> _What is being asked_: With the images removed, repeat the data below exactly.

> _Information shown_:
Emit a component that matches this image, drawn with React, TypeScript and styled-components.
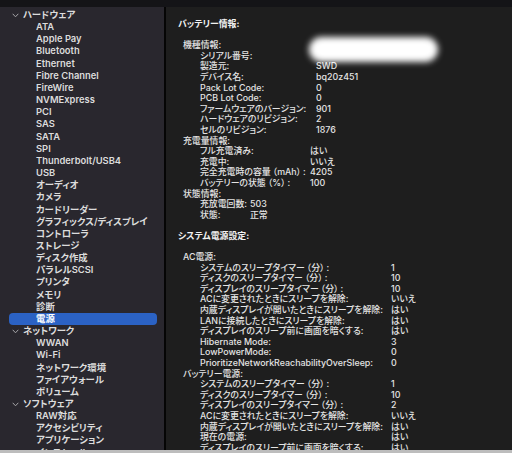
import React from 'react';
import styled, { createGlobalStyle } from 'styled-components';

const GlobalStyle = createGlobalStyle`
  html, body {
    margin: 0;
    padding: 0;
    background: #1e1e1e;
  }
  body {
    font-family: 'Inter', 'Noto Sans CJK JP', sans-serif;
    -webkit-font-smoothing: antialiased;
  }
`;

const Window = styled.div`
  width: 512px;
  height: 453px;
  display: flex;
  flex-direction: column;
  overflow: hidden;
  background: #1e1e1e;
`;

const TopBar = styled.div`
  height: 7px;
  flex-shrink: 0;
  background: #141417;
`;

const BottomBar = styled.div`
  height: 3px;
  flex-shrink: 0;
  background: #bdbdbd;
`;

const Main = styled.div`
  flex: 1;
  display: flex;
  min-height: 0;
`;

const Sidebar = styled.div`
  width: 164px;
  flex-shrink: 0;
  background: #29272e;
  border-right: 2px solid #050505;
  padding-top: 2px;
  overflow: hidden;
  font-size: 9.4px;
  font-weight: 600;
  color: #dcdcdc;
  font-feature-settings: 'palt';
`;

const SideRow = styled.div<{ $level: number; $selected?: boolean }>`
  height: 12.17px;
  line-height: 12.17px;
  display: flex;
  align-items: center;
  margin: 0 7px 0 9px;
  padding-left: ${(p) => (p.$level === 0 ? 3 : 27)}px;
  border-radius: 4px;
  white-space: nowrap;
  background: ${(p) => (p.$selected ? '#2b62c4' : 'transparent')};
  color: ${(p) => (p.$selected ? '#ffffff' : '#dcdcdc')};
`;

const Chevron = styled.svg`
  width: 7px;
  height: 5px;
  margin-right: 4px;
  flex-shrink: 0;
`;

const Content = styled.div`
  flex: 1;
  position: relative;
  padding-top: 12px;
  overflow: hidden;
  font-size: 8.9px;
  font-weight: 500;
  color: #e4e4e4;
  font-feature-settings: 'palt';
`;

const Line = styled.div<{ $indent: number; $labelWidth?: number }>`
  height: 10.6px;
  line-height: 10.6px;
  padding-left: ${(p) => p.$indent}px;
  white-space: nowrap;
  display: grid;
  grid-template-columns: ${(p) => (p.$labelWidth ? `${p.$labelWidth}px auto` : 'auto')};
`;

const Heading = styled(Line)`
  font-weight: 700;
  color: #f2f2f2;
`;

const Blank = styled.div`
  height: 10.6px;
`;

const Paren = styled.span`
  padding: 0 2px;
`;

const Redaction = styled.div`
  position: absolute;
  left: 143px;
  top: 30px;
  width: 129px;
  height: 25px;
  border-radius: 13px;
  background: #ffffff;
  filter: blur(3px);
`;

type SideItem = { label: string; level: number; selected?: boolean };

const sidebar: SideItem[] = [
  { label: 'ハードウェア', level: 0 },
  ...[
    'ATA', 'Apple Pay', 'Bluetooth', 'Ethernet', 'Fibre Channel', 'FireWire', 'NVMExpress',
    'PCI', 'SAS', 'SATA', 'SPI', 'Thunderbolt/USB4', 'USB', 'オーディオ', 'カメラ',
    'カードリーダー', 'グラフィックス/ディスプレイ', 'コントローラ', 'ストレージ', 'ディスク作成',
    'パラレルSCSI', 'プリンタ', 'メモリ', '診断',
  ].map((label) => ({ label, level: 1 })),
  { label: '電源', level: 1, selected: true },
  { label: 'ネットワーク', level: 0 },
  ...['WWAN', 'Wi-Fi', 'ネットワーク環境', 'ファイアウォール', 'ボリューム'].map((label) => ({ label, level: 1 })),
  { label: 'ソフトウェア', level: 0 },
  ...['RAW対応', 'アクセシビリティ', 'アプリケーション', 'インストール'].map((label) => ({ label, level: 1 })),
];

type Group = { title: string; width: number; rows: [string, string][] };

const batteryGroups: Group[] = [
  {
    title: '機種情報:',
    width: 116,
    rows: [
      ['シリアル番号:', ''],
      ['製造元:', 'SWD'],
      ['デバイス名:', 'bq20z451'],
      ['Pack Lot Code:', '0'],
      ['PCB Lot Code:', '0'],
      ['ファームウェアのバージョン:', '901'],
      ['ハードウェアのリビジョン:', '2'],
      ['セルのリビジョン:', '1876'],
    ],
  },
  {
    title: '充電量情報:',
    width: 110,
    rows: [
      ['フル充電済み:', 'はい'],
      ['充電中:', 'いいえ'],
      ['完全充電時の容量（mAh）:', '4205'],
      ['バッテリーの状態（%）:', '100'],
    ],
  },
  {
    title: '状態情報:',
    width: 50,
    rows: [
      ['充放電回数:', '503'],
      ['状態:', '正常'],
    ],
  },
];

const powerGroups: Group[] = [
  {
    title: 'AC電源:',
    width: 191,
    rows: [
      ['システムのスリープタイマー（分）:', '1'],
      ['ディスクのスリープタイマー（分）:', '10'],
      ['ディスプレイのスリープタイマー（分）:', '10'],
      ['ACに変更されたときにスリープを解除:', 'いいえ'],
      ['内蔵ディスプレイが開いたときにスリープを解除:', 'はい'],
      ['LANに接続したときにスリープを解除:', 'はい'],
      ['ディスプレイのスリープ前に画面を暗くする:', 'はい'],
      ['Hibernate Mode:', '3'],
      ['LowPowerMode:', '0'],
      ['PrioritizeNetworkReachabilityOverSleep:', '0'],
    ],
  },
  {
    title: 'バッテリー電源:',
    width: 191,
    rows: [
      ['システムのスリープタイマー（分）:', '1'],
      ['ディスクのスリープタイマー（分）:', '10'],
      ['ディスプレイのスリープタイマー（分）:', '2'],
      ['ACに変更されたときにスリープを解除:', 'いいえ'],
      ['内蔵ディスプレイが開いたときにスリープを解除:', 'はい'],
      ['現在の電源:', 'はい'],
      ['ディスプレイのスリープ前に画面を暗くする:', 'はい'],
    ],
  },
];

// full-width brackets keep a little air around them, as the macOS font does
function Label({ text }: { text: string }) {
  const m = text.match(/^(.*)（(.*)）(.*)$/);
  if (!m) return <span>{text}</span>;
  return (
    <span>
      {m[1]}
      <Paren>（{m[2]}）</Paren>
      {m[3]}
    </span>
  );
}

function GroupBlock({ group }: { group: Group }) {
  return (
    <>
      <Line $indent={17}>{group.title}</Line>
      {group.rows.map(([label, value], i) => (
        <Line key={i} $indent={34} $labelWidth={group.width}>
          <Label text={label} />
          <span>{value}</span>
        </Line>
      ))}
    </>
  );
}

export default function App() {
  return (
    <>
      <GlobalStyle />
      <Window>
        <TopBar />
        <Main>
          <Sidebar>
            {sidebar.map((item, i) => (
              <SideRow key={i} $level={item.level} $selected={item.selected}>
                {item.level === 0 && (
                  <Chevron viewBox="0 0 7 5">
                    <polyline points="0.7,0.8 3.5,3.8 6.3,0.8" fill="none" stroke="#a5a5a8" strokeWidth="1" />
                  </Chevron>
                )}
                {item.label}
              </SideRow>
            ))}
          </Sidebar>
          <Content>
            <Heading $indent={12}>バッテリー情報:</Heading>
            <Blank />
            {batteryGroups.map((g) => (
              <GroupBlock key={g.title} group={g} />
            ))}
            <Blank />
            <Heading $indent={12}>システム電源設定:</Heading>
            <Blank />
            {powerGroups.map((g) => (
              <GroupBlock key={g.title} group={g} />
            ))}
            <Redaction />
          </Content>
        </Main>
        <BottomBar />
      </Window>
    </>
  );
}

> _Solution for this problem_:
Emit a component that matches this image, drawn with React, TypeScript and styled-components.
import React from 'react';
import styled, { createGlobalStyle } from 'styled-components';

const GlobalStyle = createGlobalStyle`
  html, body {
    margin: 0;
    padding: 0;
    background: #1e1e1e;
  }
  body {
    font-family: 'Inter', 'Noto Sans CJK JP', sans-serif;
    -webkit-font-smoothing: antialiased;
  }
`;

const Window = styled.div`
  width: 512px;
  height: 453px;
  display: flex;
  flex-direction: column;
  overflow: hidden;
  background: #1e1e1e;
`;

const TopBar = styled.div`
  height: 7px;
  flex-shrink: 0;
  background: #141417;
`;

const BottomBar = styled.div`
  height: 3px;
  flex-shrink: 0;
  background: #bdbdbd;
`;

const Main = styled.div`
  flex: 1;
  display: flex;
  min-height: 0;
`;

const Sidebar = styled.div`
  width: 164px;
  flex-shrink: 0;
  background: #29272e;
  border-right: 2px solid #050505;
  padding-top: 2px;
  overflow: hidden;
  font-size: 9.4px;
  font-weight: 600;
  color: #dcdcdc;
  font-feature-settings: 'palt';
`;

const SideRow = styled.div<{ $level: number; $selected?: boolean }>`
  height: 12.17px;
  line-height: 12.17px;
  display: flex;
  align-items: center;
  margin: 0 7px 0 9px;
  padding-left: ${(p) => (p.$level === 0 ? 3 : 27)}px;
  border-radius: 4px;
  white-space: nowrap;
  background: ${(p) => (p.$selected ? '#2b62c4' : 'transparent')};
  color: ${(p) => (p.$selected ? '#ffffff' : '#dcdcdc')};
`;

const Chevron = styled.svg`
  width: 7px;
  height: 5px;
  margin-right: 4px;
  flex-shrink: 0;
`;

const Content = styled.div`
  flex: 1;
  position: relative;
  padding-top: 12px;
  overflow: hidden;
  font-size: 8.9px;
  font-weight: 500;
  color: #e4e4e4;
  font-feature-settings: 'palt';
`;

const Line = styled.div<{ $indent: number; $labelWidth?: number }>`
  height: 10.6px;
  line-height: 10.6px;
  padding-left: ${(p) => p.$indent}px;
  white-space: nowrap;
  display: grid;
  grid-template-columns: ${(p) => (p.$labelWidth ? `${p.$labelWidth}px auto` : 'auto')};
`;

const Heading = styled(Line)`
  font-weight: 700;
  color: #f2f2f2;
`;

const Blank = styled.div`
  height: 10.6px;
`;

const Paren = styled.span`
  padding: 0 2px;
`;

const Redaction = styled.div`
  position: absolute;
  left: 143px;
  top: 30px;
  width: 129px;
  height: 25px;
  border-radius: 13px;
  background: #ffffff;
  filter: blur(3px);
`;

type SideItem = { label: string; level: number; selected?: boolean };

const sidebar: SideItem[] = [
  { label: 'ハードウェア', level: 0 },
  ...[
    'ATA', 'Apple Pay', 'Bluetooth', 'Ethernet', 'Fibre Channel', 'FireWire', 'NVMExpress',
    'PCI', 'SAS', 'SATA', 'SPI', 'Thunderbolt/USB4', 'USB', 'オーディオ', 'カメラ',
    'カードリーダー', 'グラフィックス/ディスプレイ', 'コントローラ', 'ストレージ', 'ディスク作成',
    'パラレルSCSI', 'プリンタ', 'メモリ', '診断',
  ].map((label) => ({ label, level: 1 })),
  { label: '電源', level: 1, selected: true },
  { label: 'ネットワーク', level: 0 },
  ...['WWAN', 'Wi-Fi', 'ネットワーク環境', 'ファイアウォール', 'ボリューム'].map((label) => ({ label, level: 1 })),
  { label: 'ソフトウェア', level: 0 },
  ...['RAW対応', 'アクセシビリティ', 'アプリケーション', 'インストール'].map((label) => ({ label, level: 1 })),
];

type Group = { title: string; width: number; rows: [string, string][] };

const batteryGroups: Group[] = [
  {
    title: '機種情報:',
    width: 116,
    rows: [
      ['シリアル番号:', ''],
      ['製造元:', 'SWD'],
      ['デバイス名:', 'bq20z451'],
      ['Pack Lot Code:', '0'],
      ['PCB Lot Code:', '0'],
      ['ファームウェアのバージョン:', '901'],
      ['ハードウェアのリビジョン:', '2'],
      ['セルのリビジョン:', '1876'],
    ],
  },
  {
    title: '充電量情報:',
    width: 110,
    rows: [
      ['フル充電済み:', 'はい'],
      ['充電中:', 'いいえ'],
      ['完全充電時の容量（mAh）:', '4205'],
      ['バッテリーの状態（%）:', '100'],
    ],
  },
  {
    title: '状態情報:',
    width: 50,
    rows: [
      ['充放電回数:', '503'],
      ['状態:', '正常'],
    ],
  },
];

const powerGroups: Group[] = [
  {
    title: 'AC電源:',
    width: 191,
    rows: [
      ['システムのスリープタイマー（分）:', '1'],
      ['ディスクのスリープタイマー（分）:', '10'],
      ['ディスプレイのスリープタイマー（分）:', '10'],
      ['ACに変更されたときにスリープを解除:', 'いいえ'],
      ['内蔵ディスプレイが開いたときにスリープを解除:', 'はい'],
      ['LANに接続したときにスリープを解除:', 'はい'],
      ['ディスプレイのスリープ前に画面を暗くする:', 'はい'],
      ['Hibernate Mode:', '3'],
      ['LowPowerMode:', '0'],
      ['PrioritizeNetworkReachabilityOverSleep:', '0'],
    ],
  },
  {
    title: 'バッテリー電源:',
    width: 191,
    rows: [
      ['システムのスリープタイマー（分）:', '1'],
      ['ディスクのスリープタイマー（分）:', '10'],
      ['ディスプレイのスリープタイマー（分）:', '2'],
      ['ACに変更されたときにスリープを解除:', 'いいえ'],
      ['内蔵ディスプレイが開いたときにスリープを解除:', 'はい'],
      ['現在の電源:', 'はい'],
      ['ディスプレイのスリープ前に画面を暗くする:', 'はい'],
    ],
  },
];

// full-width brackets keep a little air around them, as the macOS font does
function Label({ text }: { text: string }) {
  const m = text.match(/^(.*)（(.*)）(.*)$/);
  if (!m) return <span>{text}</span>;
  return (
    <span>
      {m[1]}
      <Paren>（{m[2]}）</Paren>
      {m[3]}
    </span>
  );
}

function GroupBlock({ group }: { group: Group }) {
  return (
    <>
      <Line $indent={17}>{group.title}</Line>
      {group.rows.map(([label, value], i) => (
        <Line key={i} $indent={34} $labelWidth={group.width}>
          <Label text={label} />
          <span>{value}</span>
        </Line>
      ))}
    </>
  );
}

export default function App() {
  return (
    <>
      <GlobalStyle />
      <Window>
        <TopBar />
        <Main>
          <Sidebar>
            {sidebar.map((item, i) => (
              <SideRow key={i} $level={item.level} $selected={item.selected}>
                {item.level === 0 && (
                  <Chevron viewBox="0 0 7 5">
                    <polyline points="0.7,0.8 3.5,3.8 6.3,0.8" fill="none" stroke="#a5a5a8" strokeWidth="1" />
                  </Chevron>
                )}
                {item.label}
              </SideRow>
            ))}
          </Sidebar>
          <Content>
            <Heading $indent={12}>バッテリー情報:</Heading>
            <Blank />
            {batteryGroups.map((g) => (
              <GroupBlock key={g.title} group={g} />
            ))}
            <Blank />
            <Heading $indent={12}>システム電源設定:</Heading>
            <Blank />
            {powerGroups.map((g) => (
              <GroupBlock key={g.title} group={g} />
            ))}
            <Redaction />
          </Content>
        </Main>
        <BottomBar />
      </Window>
    </>
  );
}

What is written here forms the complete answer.